Work to do -
Reproduce nothing but the lines from the one with "Output the component" through the one with "string; b?: boolean;", exactly and with both ends. Omit pictures.

---*---

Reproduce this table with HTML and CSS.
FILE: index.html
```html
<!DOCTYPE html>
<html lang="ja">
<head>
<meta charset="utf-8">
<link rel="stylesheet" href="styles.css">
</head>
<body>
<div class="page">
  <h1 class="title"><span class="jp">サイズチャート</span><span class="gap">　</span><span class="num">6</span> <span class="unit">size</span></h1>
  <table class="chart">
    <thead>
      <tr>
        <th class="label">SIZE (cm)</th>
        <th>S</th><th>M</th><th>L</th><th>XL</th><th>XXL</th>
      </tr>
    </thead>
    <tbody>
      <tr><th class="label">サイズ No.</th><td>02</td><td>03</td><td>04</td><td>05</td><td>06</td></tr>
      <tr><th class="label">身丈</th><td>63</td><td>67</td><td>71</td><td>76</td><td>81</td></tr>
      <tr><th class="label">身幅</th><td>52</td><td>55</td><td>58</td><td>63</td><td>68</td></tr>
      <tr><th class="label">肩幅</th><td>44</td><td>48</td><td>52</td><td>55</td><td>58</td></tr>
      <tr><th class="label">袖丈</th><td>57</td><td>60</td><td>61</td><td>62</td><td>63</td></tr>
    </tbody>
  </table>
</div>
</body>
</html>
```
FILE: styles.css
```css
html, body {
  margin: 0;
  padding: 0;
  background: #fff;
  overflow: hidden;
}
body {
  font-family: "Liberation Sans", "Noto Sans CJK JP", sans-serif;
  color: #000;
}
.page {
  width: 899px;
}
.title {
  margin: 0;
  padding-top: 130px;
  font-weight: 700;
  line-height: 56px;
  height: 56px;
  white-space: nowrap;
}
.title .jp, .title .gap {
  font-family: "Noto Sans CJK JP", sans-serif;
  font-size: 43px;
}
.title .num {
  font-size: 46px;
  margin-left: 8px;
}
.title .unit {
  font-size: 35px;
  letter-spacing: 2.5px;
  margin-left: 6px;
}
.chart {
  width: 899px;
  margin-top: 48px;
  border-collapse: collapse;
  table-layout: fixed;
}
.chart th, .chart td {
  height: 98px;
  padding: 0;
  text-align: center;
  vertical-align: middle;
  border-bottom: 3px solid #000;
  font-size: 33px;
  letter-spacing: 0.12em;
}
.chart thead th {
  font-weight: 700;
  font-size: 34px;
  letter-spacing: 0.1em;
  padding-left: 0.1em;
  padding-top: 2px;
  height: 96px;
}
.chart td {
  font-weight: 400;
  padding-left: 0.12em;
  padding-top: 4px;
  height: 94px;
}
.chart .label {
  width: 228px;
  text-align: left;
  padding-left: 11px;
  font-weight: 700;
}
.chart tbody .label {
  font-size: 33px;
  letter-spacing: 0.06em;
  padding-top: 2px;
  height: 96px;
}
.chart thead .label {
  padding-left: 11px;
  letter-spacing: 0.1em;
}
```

---*---

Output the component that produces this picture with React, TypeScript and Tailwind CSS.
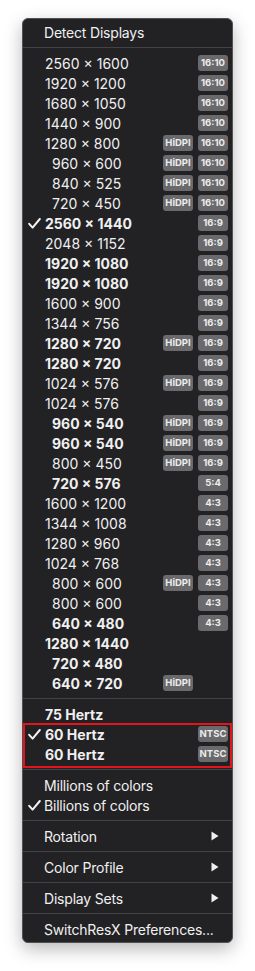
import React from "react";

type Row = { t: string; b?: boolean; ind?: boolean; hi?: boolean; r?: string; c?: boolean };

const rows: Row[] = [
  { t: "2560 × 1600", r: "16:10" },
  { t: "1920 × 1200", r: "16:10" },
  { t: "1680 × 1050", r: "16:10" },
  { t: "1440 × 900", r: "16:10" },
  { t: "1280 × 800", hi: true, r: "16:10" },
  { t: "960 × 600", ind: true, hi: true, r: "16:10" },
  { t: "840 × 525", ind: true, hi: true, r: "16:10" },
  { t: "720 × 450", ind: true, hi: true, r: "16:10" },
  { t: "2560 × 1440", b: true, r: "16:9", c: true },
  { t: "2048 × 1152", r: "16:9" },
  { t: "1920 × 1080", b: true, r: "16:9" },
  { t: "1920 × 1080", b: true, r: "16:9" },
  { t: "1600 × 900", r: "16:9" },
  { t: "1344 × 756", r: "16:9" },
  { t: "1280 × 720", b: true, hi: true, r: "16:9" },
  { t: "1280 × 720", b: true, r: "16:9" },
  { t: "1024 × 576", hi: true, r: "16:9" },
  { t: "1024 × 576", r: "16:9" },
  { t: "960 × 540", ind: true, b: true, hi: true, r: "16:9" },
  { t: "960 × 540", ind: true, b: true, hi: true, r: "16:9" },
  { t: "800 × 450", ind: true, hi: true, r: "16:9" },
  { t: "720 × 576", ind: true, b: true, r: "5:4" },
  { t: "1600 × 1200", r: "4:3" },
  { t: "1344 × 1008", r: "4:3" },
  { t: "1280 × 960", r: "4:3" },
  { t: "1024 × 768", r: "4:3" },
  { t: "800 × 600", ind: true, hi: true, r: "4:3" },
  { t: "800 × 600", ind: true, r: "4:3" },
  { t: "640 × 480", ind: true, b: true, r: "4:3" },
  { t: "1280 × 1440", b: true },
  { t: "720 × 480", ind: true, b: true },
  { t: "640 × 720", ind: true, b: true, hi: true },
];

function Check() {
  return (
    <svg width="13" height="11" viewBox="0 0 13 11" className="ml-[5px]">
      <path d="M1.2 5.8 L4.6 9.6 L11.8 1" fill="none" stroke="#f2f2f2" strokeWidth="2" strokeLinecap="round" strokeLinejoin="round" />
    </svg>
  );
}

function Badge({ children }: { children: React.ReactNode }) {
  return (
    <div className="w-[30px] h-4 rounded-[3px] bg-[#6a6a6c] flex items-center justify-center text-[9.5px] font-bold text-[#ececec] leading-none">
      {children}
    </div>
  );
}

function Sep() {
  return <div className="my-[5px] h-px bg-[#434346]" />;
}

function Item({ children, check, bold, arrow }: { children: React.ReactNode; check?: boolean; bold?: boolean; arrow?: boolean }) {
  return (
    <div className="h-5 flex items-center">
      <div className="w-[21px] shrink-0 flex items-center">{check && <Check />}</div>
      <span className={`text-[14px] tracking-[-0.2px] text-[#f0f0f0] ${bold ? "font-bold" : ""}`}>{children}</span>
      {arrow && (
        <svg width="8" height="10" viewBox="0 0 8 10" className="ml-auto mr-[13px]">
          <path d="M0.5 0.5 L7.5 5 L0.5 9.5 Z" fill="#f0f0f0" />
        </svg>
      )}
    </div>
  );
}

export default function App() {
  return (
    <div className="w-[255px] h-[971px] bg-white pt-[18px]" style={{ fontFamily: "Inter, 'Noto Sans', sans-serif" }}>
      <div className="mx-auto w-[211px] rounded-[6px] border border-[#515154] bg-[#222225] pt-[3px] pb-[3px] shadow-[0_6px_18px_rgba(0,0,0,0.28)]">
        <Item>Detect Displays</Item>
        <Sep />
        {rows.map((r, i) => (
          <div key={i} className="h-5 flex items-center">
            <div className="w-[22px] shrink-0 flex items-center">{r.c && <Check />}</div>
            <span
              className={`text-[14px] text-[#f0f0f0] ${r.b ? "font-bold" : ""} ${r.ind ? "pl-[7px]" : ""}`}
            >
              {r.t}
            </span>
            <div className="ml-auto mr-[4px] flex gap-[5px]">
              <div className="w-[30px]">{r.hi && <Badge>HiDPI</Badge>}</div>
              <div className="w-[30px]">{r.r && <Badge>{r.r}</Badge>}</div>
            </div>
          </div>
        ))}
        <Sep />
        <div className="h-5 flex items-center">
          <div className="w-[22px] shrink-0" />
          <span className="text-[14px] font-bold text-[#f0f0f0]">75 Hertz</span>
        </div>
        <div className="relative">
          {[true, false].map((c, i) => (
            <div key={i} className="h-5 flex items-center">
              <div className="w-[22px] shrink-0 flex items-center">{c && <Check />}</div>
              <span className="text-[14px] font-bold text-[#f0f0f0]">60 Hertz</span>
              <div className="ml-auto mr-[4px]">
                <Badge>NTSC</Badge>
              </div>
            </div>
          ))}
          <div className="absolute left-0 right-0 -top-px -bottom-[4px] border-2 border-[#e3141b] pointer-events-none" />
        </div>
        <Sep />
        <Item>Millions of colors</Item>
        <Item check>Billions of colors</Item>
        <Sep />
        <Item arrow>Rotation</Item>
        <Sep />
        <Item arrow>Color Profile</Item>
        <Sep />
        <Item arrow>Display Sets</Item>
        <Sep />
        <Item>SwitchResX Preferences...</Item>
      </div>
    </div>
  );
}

---*---

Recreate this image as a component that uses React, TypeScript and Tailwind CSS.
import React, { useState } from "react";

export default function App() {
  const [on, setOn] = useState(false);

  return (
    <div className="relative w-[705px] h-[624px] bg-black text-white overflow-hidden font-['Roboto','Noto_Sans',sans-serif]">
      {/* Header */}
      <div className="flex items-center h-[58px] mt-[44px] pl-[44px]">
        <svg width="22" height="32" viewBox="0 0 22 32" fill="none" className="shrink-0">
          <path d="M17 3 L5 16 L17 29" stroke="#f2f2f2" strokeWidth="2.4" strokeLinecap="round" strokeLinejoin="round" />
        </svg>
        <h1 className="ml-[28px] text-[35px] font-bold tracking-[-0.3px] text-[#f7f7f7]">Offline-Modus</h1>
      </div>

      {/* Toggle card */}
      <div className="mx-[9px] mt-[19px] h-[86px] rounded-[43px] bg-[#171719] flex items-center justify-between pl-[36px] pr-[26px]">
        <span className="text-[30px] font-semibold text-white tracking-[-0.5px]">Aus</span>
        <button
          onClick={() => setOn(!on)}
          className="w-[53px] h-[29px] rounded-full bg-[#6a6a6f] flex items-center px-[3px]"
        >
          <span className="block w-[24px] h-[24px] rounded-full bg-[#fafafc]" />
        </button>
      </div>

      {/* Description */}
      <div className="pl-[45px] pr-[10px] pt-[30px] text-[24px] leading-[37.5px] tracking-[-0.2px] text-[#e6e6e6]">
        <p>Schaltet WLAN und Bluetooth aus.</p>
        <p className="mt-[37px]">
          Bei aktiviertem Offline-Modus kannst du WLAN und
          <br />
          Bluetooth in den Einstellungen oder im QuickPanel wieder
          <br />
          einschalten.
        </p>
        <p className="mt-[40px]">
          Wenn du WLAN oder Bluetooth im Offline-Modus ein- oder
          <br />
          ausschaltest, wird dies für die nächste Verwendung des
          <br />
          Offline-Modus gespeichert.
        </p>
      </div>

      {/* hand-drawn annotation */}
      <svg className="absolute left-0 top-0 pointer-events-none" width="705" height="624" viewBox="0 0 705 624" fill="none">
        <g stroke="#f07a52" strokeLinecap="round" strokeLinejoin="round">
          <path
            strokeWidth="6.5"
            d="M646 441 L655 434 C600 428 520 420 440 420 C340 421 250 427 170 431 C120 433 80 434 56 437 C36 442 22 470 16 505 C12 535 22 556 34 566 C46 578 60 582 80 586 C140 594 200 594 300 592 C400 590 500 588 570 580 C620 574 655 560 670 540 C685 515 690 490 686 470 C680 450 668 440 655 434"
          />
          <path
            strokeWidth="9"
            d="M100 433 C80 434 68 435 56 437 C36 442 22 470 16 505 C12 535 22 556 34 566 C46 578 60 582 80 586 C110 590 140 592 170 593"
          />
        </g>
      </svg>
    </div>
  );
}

---*---

Expected answer -
Output the component that produces this picture with React, TypeScript and Tailwind CSS.
import React from "react";

type Row = { t: string; b?: boolean; ind?: boolean; hi?: boolean; r?: string; c?: boolean };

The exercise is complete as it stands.